(WHAT YOU HAVE TO DO): Please pull out every line that includes the string "styles".

(begin)

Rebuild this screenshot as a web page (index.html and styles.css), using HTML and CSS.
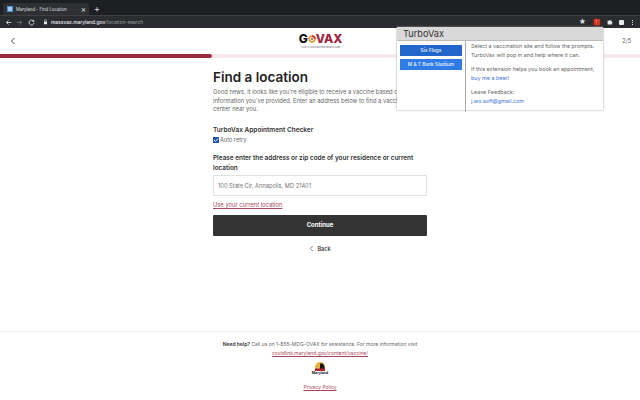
FILE: index.html
```html
<!DOCTYPE html>
<html>
	<head>
		<title>Maryland - Find Location</title>
		<link rel="stylesheet" href="styles.css">
	</head>
	<body>
		<div class="tabstrip">
			<div class="tab">
				<span class="tab-icon"></span>
				<span class="tab-title">Maryland - Find Location</span>
				<span class="tab-close">&#215;</span>
			</div>
			<span class="tab-new">+</span>
		</div>

		<div class="toolbar">
			<svg class="nav-icon" viewBox="0 0 10 10"><path d="M9 5H2M5 2 2 5l3 3" fill="none" stroke="#e8eaed" stroke-width="1.2"/></svg>
			<svg class="nav-icon" viewBox="0 0 10 10"><path d="M1 5h7M5 2l3 3-3 3" fill="none" stroke="#6f7175" stroke-width="1.2"/></svg>
			<svg class="nav-icon" viewBox="0 0 10 10"><path d="M8 3.200A3.500 3.500 0 1 0 8.500 5.500" fill="none" stroke="#e8eaed" stroke-width="1.200"/><path d="M8.800 1v3h-3z" fill="#e8eaed"/></svg>
			<svg class="lock" viewBox="0 0 6 8"><path d="M1 3.500h4v3.500H1z" fill="#e8eaed"/><path d="M1.800 3.500V2a1.200 1.200 0 0 1 2.400 0v1.500" fill="none" stroke="#e8eaed" stroke-width=".8"/></svg>
			<div class="url"><b>massvax.maryland.gov</b>/location-search</div>
			<div class="toolbar-right">
				<span class="star">&#9733;</span>
				<span class="ext-badge"><span class="ext-letter">T</span></span>
				<svg class="puzzle" viewBox="0 0 10 10"><path d="M1 3h2.500a1.200 1.200 0 0 1 2.400 0H8v2.200a1.200 1.200 0 0 1 0 2.400V9H1z" fill="#e8eaed"/></svg>
				<span class="ext-square"></span>
				<span class="menu-dots"><i></i><i></i><i></i></span>
			</div>
		</div>

		<div class="page">
			<div class="page-head">
				<svg class="back-chevron" viewBox="0 0 6 8"><path d="M4.500 1 1.500 4l3 3" fill="none" stroke="#444" stroke-width="1"/></svg>
				<div class="logo">
					<div class="logo-word"><span class="logo-g">G</span><svg class="logo-o" viewBox="0 0 10 10"><circle cx="5" cy="5" r="3.600" fill="none" stroke="#e0a030" stroke-width="2"/><path d="M5 1.400A3.600 3.600 0 0 1 8.600 5" fill="none" stroke="#c8322e" stroke-width="2"/><circle cx="5" cy="5" r="1.200" fill="#c8322e"/></svg><span class="logo-vax">VAX</span></div>
					<div class="logo-sub">LIVE A VACCINATED MARYLAND</div>
				</div>
				<div class="step">2/5</div>
			</div>
			<div class="progress"><div class="progress-fill"></div></div>

			<div class="content">
				<h1>Find a location</h1>
				<p class="intro">Good news, it looks like you're eligible to receive a vaccine based on the information you've provided. Enter an address below to find a vaccination center near you.</p>
				<div class="checker-title">TurboVax Appointment Checker</div>
				<label class="checker-row"><span class="check"><svg viewBox="0 0 6 6"><path d="M1 3l1.500 1.500L5 1.500" fill="none" stroke="#fff" stroke-width=".9"/></svg></span>Auto retry</label>
				<div class="field-label">Please enter the address or zip code of your residence or current location</div>
				<div class="address-input">100 State Cir, Annapolis, MD 21401</div>
				<a class="current-loc">Use your current location</a>
				<div class="continue">Continue</div>
				<div class="back"><svg viewBox="0 0 6 8"><path d="M4.500 1 1.500 4l3 3" fill="none" stroke="#444" stroke-width=".8"/></svg>Back</div>
			</div>

			<div class="footer">
				<div class="help"><b>Need help?</b> Call us on 1-855-MDG-OVAX for assistance. For more information visit</div>
				<a class="footer-link">covidlink.maryland.gov/content/vaccine/</a>
				<div class="md-logo">
					<svg viewBox="0 0 18 9"><path d="M4 9V5a5 5 0 0 1 10 0v4z" fill="#e9b23c"/><path d="M9 1.500h3l1.500 3v4.500H9z" fill="#1a1a1a"/><path d="M4 6.500h10V9H4z" fill="#b3232f"/></svg>
					<div class="md-word">Maryland</div>
				</div>
				<a class="footer-link privacy">Privacy Policy</a>
			</div>
		</div>

		<div class="popup">
			<div class="popup-head">TurboVax</div>
			<div class="popup-body">
				<div class="popup-sites">
					<div class="site-btn">Six Flags</div>
					<div class="site-btn light">M &amp; T Bank Stadium</div>
				</div>
				<div class="popup-text">
					<p>Select a vaccination site and follow the prompts. TurboVax will pop in and help where it can.</p>
					<p>If this extension helps you book an appointment, <a>buy me a beer!</a></p>
					<p>Leave Feedback:<br><a>j.wo.soft@gmail.com</a></p>
				</div>
			</div>
		</div>
	</body>
</html>
```

FILE: styles.css
```css
html, body {
	margin: 0;
	padding: 0;
}

body {
	width: 640px;
	height: 400px;
	overflow: hidden;
	display: flex;
	flex-direction: column;
	background-color: #fff;
	font-family: "Inter", "Liberation Sans", sans-serif;
	color: #444;
}

.tabstrip {
	height: 15px;
	flex: none;
	display: flex;
	align-items: flex-end;
	background-color: #1e1f22;
	padding-left: 3px;
}

.tab {
	width: 86px;
	height: 12px;
	box-sizing: border-box;
	display: flex;
	align-items: center;
	padding: 0 3px 0 4px;
	background-color: #2f3034;
	border-radius: 3px 3px 0 0;
}

.tab-icon {
	width: 4px;
	height: 4px;
	border: 1px solid #4a90d9;
	background-color: #a9c8ea;
	margin-right: 3px;
}

.tab-title {
	flex: 1;
	font-size: 4.300px;
	color: #dfe1e5;
	white-space: nowrap;
}

.tab-close {
	font-size: 8px;
	line-height: 8px;
	color: #dfe1e5;
}

.tab-new {
	margin-left: 5px;
	height: 12px;
	font-size: 9px;
	line-height: 12px;
	color: #dfe1e5;
}

.toolbar {
	height: 13px;
	flex: none;
	display: flex;
	align-items: center;
	padding-left: 4px;
	background-color: #2b2c30;
	border-top: 1px solid #3f4044;
	box-sizing: border-box;
}

.nav-icon {
	width: 7px;
	height: 7px;
	margin-right: 4px;
	margin-left: .5px;
}

.lock {
	width: 5px;
	height: 6px;
	margin-left: 4px;
	margin-right: 3.500px;
}

.url {
	font-size: 4.900px;
	color: #9aa0a6;
	white-space: nowrap;
}

.url b {
	color: #e8eaed;
	font-weight: 500;
}

.toolbar-right {
	margin-left: auto;
	display: flex;
	align-items: center;
	gap: 6px;
	padding-right: 7px;
}

.star {
	font-size: 7px;
	line-height: 8px;
	color: #dfe1e5;
}

.ext-badge {
	width: 9px;
	height: 9px;
	border-radius: 50%;
	background-color: #5a2a26;
	display: flex;
	align-items: center;
	justify-content: center;
}

.ext-letter {
	width: 6px;
	height: 6px;
	border-radius: 1px;
	background-color: #d5361f;
	color: #f4b9a8;
	font-size: 4px;
	line-height: 6px;
	text-align: center;
}

.puzzle {
	width: 6px;
	height: 6px;
}

.ext-square {
	width: 5px;
	height: 5px;
	background-color: #e8eaed;
	border-radius: 1px;
}

.menu-dots {
	display: flex;
	flex-direction: column;
	gap: 1px;
	margin-left: 2px;
}

.menu-dots i {
	width: 1px;
	height: 1px;
	background-color: #dfe1e5;
}

.page {
	flex: 1;
	display: flex;
	flex-direction: column;
}

.page-head {
	height: 26px;
	flex: none;
	display: flex;
	align-items: center;
	justify-content: space-between;
	padding: 0 9px 0 10px;
}

.back-chevron {
	width: 6px;
	height: 8px;
}

.logo {
	text-align: center;
	margin-left: 3px;
}

.logo-word {
	display: flex;
	align-items: center;
	height: 11px;
	font-size: 12px;
	font-weight: 800;
	line-height: 11px;
}

.logo-g {
	color: #111;
}

.logo-o {
	width: 8px;
	height: 8px;
}

.logo-vax {
	color: #a3223c;
}

.logo-sub {
	margin-top: 2px;
	font-size: 2.500px;
	line-height: 3px;
	color: #555;
	white-space: nowrap;
}

.step {
	font-size: 5.500px;
	color: #555;
}

.progress {
	height: 4px;
	flex: none;
	background-color: #f6eaec;
}

.progress-fill {
	width: 212px;
	height: 4px;
	background-color: #9b2c42;
	border-radius: 0 2px 2px 0;
}

.content {
	width: 214px;
	margin-left: 213px;
	flex: 1;
}

h1 {
	margin: 11px 0 0;
	font-size: 13.500px;
	line-height: 16px;
	font-weight: 600;
	color: #222;
}

.intro {
	margin: 3px 0 0;
	font-size: 5.800px;
	line-height: 8.700px;
	color: #666;
}

.checker-title {
	margin-top: 12px;
	font-size: 6.500px;
	line-height: 9px;
	font-weight: 600;
	color: #333;
}

.checker-row {
	display: flex;
	align-items: center;
	height: 9px;
	font-size: 5.600px;
	color: #666;
}

.check {
	width: 6px;
	height: 6px;
	margin-right: 1px;
	background-color: #1f55b5;
	display: flex;
}

.field-label {
	margin-top: 9px;
	font-size: 6.400px;
	line-height: 10px;
	font-weight: 600;
	color: #333;
}

.address-input {
	margin-top: 2px;
	height: 21px;
	box-sizing: border-box;
	border: 1px solid #e2e2e2;
	padding: 0 4px;
	font-size: 5.700px;
	line-height: 19px;
	color: #777;
}

.current-loc {
	display: block;
	margin-top: 5px;
	font-size: 5.800px;
	line-height: 8px;
	color: #a5485c;
	text-decoration: underline;
}

.continue {
	margin-top: 6px;
	height: 20.500px;
	background-color: #333;
	border-radius: 1px;
	color: #fff;
	font-size: 6px;
	font-weight: 700;
	line-height: 20px;
	text-align: center;
}

.back {
	margin-top: 8.500px;
	display: flex;
	align-items: center;
	justify-content: center;
	gap: 3px;
	height: 9px;
	font-size: 5.500px;
	font-weight: 600;
}

.back svg {
	width: 5px;
	height: 7px;
}

.footer {
	height: 69px;
	flex: none;
	box-sizing: border-box;
	border-top: 1px solid #f0f0f0;
	padding-top: 8px;
	display: flex;
	flex-direction: column;
	align-items: center;
}

.help {
	font-size: 5px;
	line-height: 9px;
	color: #666;
}

.help b {
	color: #333;
	font-weight: 600;
}

.footer-link {
	font-size: 5px;
	line-height: 9px;
	color: #a5485c;
	text-decoration: underline;
}

.md-logo {
	margin-top: 4px;
	width: 18px;
	text-align: center;
}

.md-logo svg {
	display: block;
	width: 18px;
	height: 9px;
}

.md-word {
	font-size: 3.500px;
	line-height: 5px;
	font-weight: 700;
	color: #222;
}

.privacy {
	margin-top: 7px;
}

.popup {
	position: absolute;
	left: 397px;
	top: 27px;
	width: 206px;
	height: 83px;
	background-color: #fff;
	box-shadow: 0 0 2px #999;
	display: flex;
	flex-direction: column;
}

.popup-head {
	height: 14px;
	flex: none;
	padding-left: 6px;
	background-color: #d9d9d9;
	border-bottom: 1px solid #bbb;
	box-sizing: border-box;
	font-size: 9.200px;
	line-height: 13px;
	color: #333;
}

.popup-body {
	flex: 1;
	display: flex;
}

.popup-sites {
	width: 69px;
	box-sizing: border-box;
	padding: 4px 3px 0;
	border-right: 1px solid #aaa;
}

.site-btn {
	height: 10.500px;
	margin-bottom: 3.500px;
	background-color: #2366cb;
	color: #dfe9f8;
	font-size: 4.800px;
	font-weight: 600;
	line-height: 10.500px;
	text-align: center;
}

.site-btn.light {
	background-color: #2f7ce6;
}

.popup-text {
	flex: 1;
	padding: 1px 5px;
	font-size: 5.400px;
	line-height: 8.700px;
	color: #666;
}

.popup-text p {
	margin: 0 0 5.700px;
}

.popup-text a {
	color: #3f74d8;
}
```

(end)

(ANSWER TO THIS TASK):
Rebuild this screenshot as a web page (index.html and styles.css), using HTML and CSS.
		<link rel="stylesheet" href="styles.css">
FILE: styles.css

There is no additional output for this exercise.